Em São Paulo, o Metrô ficou parcialmente paralisado devido à adesão dos trabalhadores à greve contra a reforma da Previdência. A cidade também enfrentou manifestações em diversos pontos. Parte dos trabalhadores do sistema bancário também aderiu à paralisação. Com isso, agências em diversas partes da cidade amanheceram fechadas. O Sindicato dos Bancários de São Paulo, Osasco e Região, afirmou que a greve também atingiu centros administrativos do Banco do Brasil, Santander, Bradesco, Caixa Econômica e Itaú.
No Rio de Janeiro, duas rodovias foram ocupadas por manifestantes na capital fluminense. O principal protesto foi realizado pela manhã, na BR-101, na altura do município de Campos. A rodovia ficou totalmente fechada por quase três horas: das 5h às 7h46. A BR-040, que liga a capital à região serrana) ficou parcialmente fechada, na altura do km 113, próximo à Refinaria Duque de Caxias (Reduc), em Duque de Caxias.
Na capital, manifestantes fecharam parcialmente a Avenida Brasil, na altura do Caju, próximo ao centro. A polícia usou bombas de efeito moral para dispersar a multidão. O trânsito foi liberado pouco antes das 8h, causando engarrafamento com reflexos na zona norte e em Niterói. O trajeto pela ponte Rio-Niterói, que normalmente é feito em 20 minutos, chegou a mais de uma hora, no sentido Rio de Janeiro. Foram registrados protestos também em Niterói.

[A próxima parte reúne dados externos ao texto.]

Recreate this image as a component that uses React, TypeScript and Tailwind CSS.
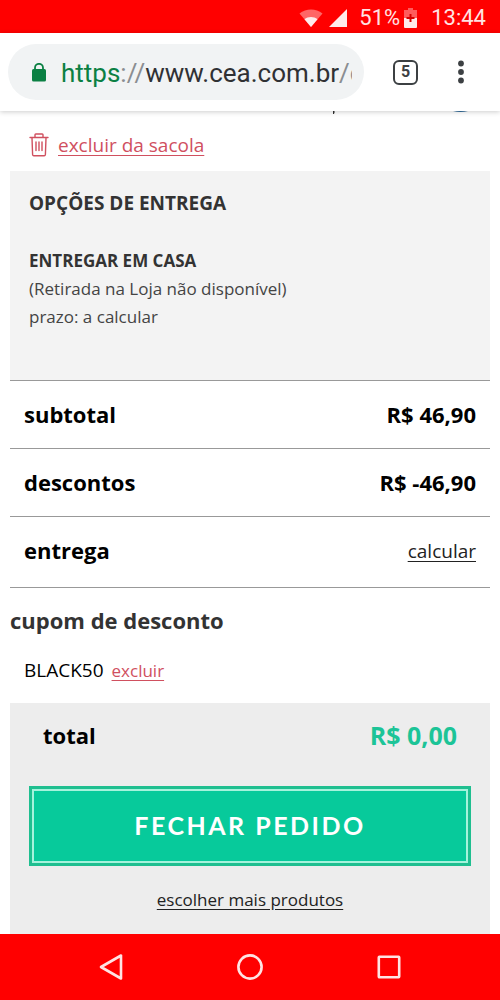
import type { ReactNode } from 'react';

function StatusBar() {
  return (
    <div className="flex h-[33px] items-center justify-end bg-[#ff0000] pt-0.5 pr-3.5 font-['Roboto',sans-serif] text-[22px] leading-6 text-[#ffe3e3]">
      <svg className="mr-1.5" width="24" height="18" viewBox="0 0 24 18" aria-hidden="true">
        <path d="M12 18 0.5 4.5C7-1 17-1 23.5 4.5Z" fill="#ff6666" />
        <path d="M12 18 5.5 10.2C9 7.4 15 7.4 18.5 10.2Z" fill="#ffeaea" />
      </svg>
      <svg className="mr-3" width="18" height="18" viewBox="0 0 18 18" aria-hidden="true">
        <path d="M18 0v18H0Z" fill="#ffeaea" />
      </svg>
      <span>51%</span>
      <svg className="mr-3.5 ml-1" width="13" height="20" viewBox="0 0 13 20" aria-hidden="true">
        <path d="M4 0h5v2h4v9H0V2h4Z" fill="#ff5c5c" />
        <path d="M0 10h13v9a1 1 0 0 1-1 1H1a1 1 0 0 1-1-1Z" fill="#ffeaea" />
        <path d="M5.500 6h2v3h3v2h-3v3h-2v-3h-3V9h3Z" fill="#d90000" />
      </svg>
      <span>13:44</span>
    </div>
  );
}

function BrowserBar() {
  return (
    <header className="relative z-10 flex h-[78px] items-center bg-white pr-[21px] pl-2 font-['Roboto',sans-serif] shadow-[0_1px_5px_rgba(0,0,0,0.2)]">
      <button
        type="button"
        aria-label="Endereço"
        className="flex h-14 min-w-0 flex-1 items-center rounded-full bg-[#f1f3f4] pr-3 pl-6"
      >
        <svg className="mr-[15px] shrink-0" width="14" height="19" viewBox="0 0 14 19" aria-hidden="true">
          <path d="M3 8V4.800a4 4 0 0 1 8 0V8" fill="none" stroke="#0b8043" strokeWidth="1.8" />
          <rect y="6" width="14" height="12.5" rx="1.6" fill="#0b8043" />
        </svg>
        <span className="overflow-hidden pt-0.5 text-[26px] leading-8 whitespace-nowrap text-[#303134]">
          <span className="text-[#0b8043]">https</span>
          <span className="text-[#8a8d91]">://</span>
          www.cea.com.br
          <span className="text-[#8a8d91]">/c</span>
        </span>
      </button>
      <button
        type="button"
        aria-label="Abas"
        className="mr-6 ml-[29px] flex size-[25px] items-center justify-center rounded-md border-2 border-[#3c4043] text-base leading-5 font-bold text-[#3c4043]"
      >
        5
      </button>
      <button type="button" aria-label="Menu" className="flex w-[37px] justify-center">
        <svg width="6" height="24" viewBox="0 0 6 24" fill="#3c4043" aria-hidden="true">
          <circle cx="3" cy="3.500" r="2.900" />
          <circle cx="3" cy="12" r="2.900" />
          <circle cx="3" cy="20.500" r="2.900" />
        </svg>
      </button>
    </header>
  );
}

function TrashIcon() {
  return (
    <svg
      width="20"
      height="24"
      viewBox="0 0 20 24"
      fill="none"
      stroke="#d0505f"
      strokeWidth="1.4"
      strokeLinecap="round"
      strokeLinejoin="round"
      aria-hidden="true"
    >
      <path d="M1 4.5h18M6 4V1.8q0-.8.8-.8h6.400q.8 0 .8.8V4M3 5l.6 16.500q.1 1.200 1.200 1.200h10.400q1.100 0 1.200-1.200L17 5M7 9v8.500M10 9v8.500M13 9v8.500" />
    </svg>
  );
}

function SummaryRow({ label, children }: { label: string; children: ReactNode }) {
  return (
    <div className="flex h-[68px] items-center justify-between border-t border-[#999] px-3.5 pb-0.5">
      <dt className="text-[22px] leading-7 font-bold">{label}</dt>
      <dd className="text-[22px] leading-7 font-bold">{children}</dd>
    </div>
  );
}

function NavBar() {
  return (
    <nav className="flex h-[66px] items-center justify-around bg-[#ff0000] px-[42px]">
      <button type="button" aria-label="Voltar">
        <svg width="26" height="28" viewBox="0 0 26 28" fill="none" stroke="#ffe3e3" strokeWidth="2.6" aria-hidden="true">
          <path d="M23 2.500v23L3 14Z" strokeLinejoin="round" />
        </svg>
      </button>
      <button type="button" aria-label="Início">
        <svg width="28" height="28" viewBox="0 0 28 28" fill="none" stroke="#ffe3e3" strokeWidth="2.6" aria-hidden="true">
          <circle cx="14" cy="14" r="11.600" />
        </svg>
      </button>
      <button type="button" aria-label="Recentes">
        <svg width="26" height="28" viewBox="0 0 26 28" fill="none" stroke="#ffe3e3" strokeWidth="2.6" aria-hidden="true">
          <rect x="2.800" y="3.800" width="20.400" height="20.400" rx="0.600" />
        </svg>
      </button>
    </nav>
  );
}

export default function App() {
  return (
    <div className="flex min-h-screen flex-col bg-white font-['Open_Sans',sans-serif] text-black">
      <StatusBar />
      <BrowserBar />

      <main className="flex flex-1 flex-col px-2.5">
        {/* tail of the item row scrolled under the browser bar */}
        <div className="flex h-5 justify-end pr-5">
          <svg width="140" height="4" viewBox="0 0 140 4" aria-hidden="true">
            <path d="M3 0h1.500v1.500L4 3H3Z" fill="#333" />
            <path d="M123 0h15q-7.500 2-15 0Z" fill="#2d6a99" />
          </svg>
        </div>

        <div className="flex h-10 items-start gap-[9px] pl-[19px] pt-0.5">
          <TrashIcon />
          <a href="#excluir" className="text-[19px] leading-6 text-[#d0505f] underline underline-offset-3">
            excluir da sacola
          </a>
        </div>

        <section className="h-[209px] bg-[#f3f3f3] px-[19px] pt-[18px] text-[17px] leading-7 text-[#444]">
          <h2 className="mb-[30px] text-[19px] leading-7 font-bold text-[#333]">OPÇÕES DE ENTREGA</h2>
          <h3 className="font-bold text-[#333]">ENTREGAR EM CASA</h3>
          <p>(Retirada na Loja não disponível)</p>
          <p>prazo: a calcular</p>
        </section>

        <dl className="border-b border-[#999] pb-[3px]">
          <SummaryRow label="subtotal">R$ 46,90</SummaryRow>
          <SummaryRow label="descontos">R$ -46,90</SummaryRow>
          <SummaryRow label="entrega">
            <a href="#calcular" className="text-[19px] font-normal text-[#222] underline underline-offset-3">
              calcular
            </a>
          </SummaryRow>
        </dl>

        <section className="pt-[18px] pb-[18px]">
          <h2 className="text-[22px] leading-7 font-bold text-[#333]">cupom de desconto</h2>
          <p className="flex items-baseline gap-2 pt-[22px] pl-3.5 text-[19px] leading-7">
            BLACK50
            <a href="#excluir-cupom" className="text-[17px] text-[#d0505f] underline underline-offset-3">
              excluir
            </a>
          </p>
        </section>

        <section className="flex-1 bg-[#ededed] px-[19px] pt-[18px]">
          <div className="flex items-center justify-between px-3.5 leading-7 font-bold">
            <span className="text-[22px]">total</span>
            <span className="text-[25px] leading-7 text-[#1cc497]">R$ 0,00</span>
          </div>
          <button
            type="button"
            className="mt-[37px] block w-full border-3 border-[#1fbf90] bg-[#a5f3dc] p-0.5 font-['Lato',sans-serif] text-[25px] leading-8 font-bold text-white"
          >
            <span className="block bg-[#07ca9b] pt-[18px] pb-5 tracking-widest">FECHAR PEDIDO</span>
          </button>
          <p className="pt-5 text-center">
            <a href="#produtos" className="text-[17px] leading-7 text-[#222] underline underline-offset-3">
              escolher mais produtos
            </a>
          </p>
        </section>
      </main>

      <NavBar />
    </div>
  );
}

Em Curitiba, manifestantes bloquearam totalmente os dois sentidos do Contorno Sul de Curitiba, das 7h às 9h. Outro bloqueio ocorreu na BR-476, em Araucária, nas imediações da Petrobras. Os manifestantes interromperam o trânsito na rodovia por cerca de uma hora.
Bolsonaro comenta greve
Durante um café da manhã com jornalistas, o presidente Jair Bolsonaro foi questionado sobre a greve. O presidente disse ver o movimento como algo natural. "[Vejo] com muita naturalidade. Quando resolvi me candidatar, sabia que ia passar por isso", disse.
Sobre reforma da Previdência, alvo das paralisações, Bolsonaro voltou a defender a importância das mudanças nas regras da aposentadoria, sem as quais os empresários não terão "segurança para investir".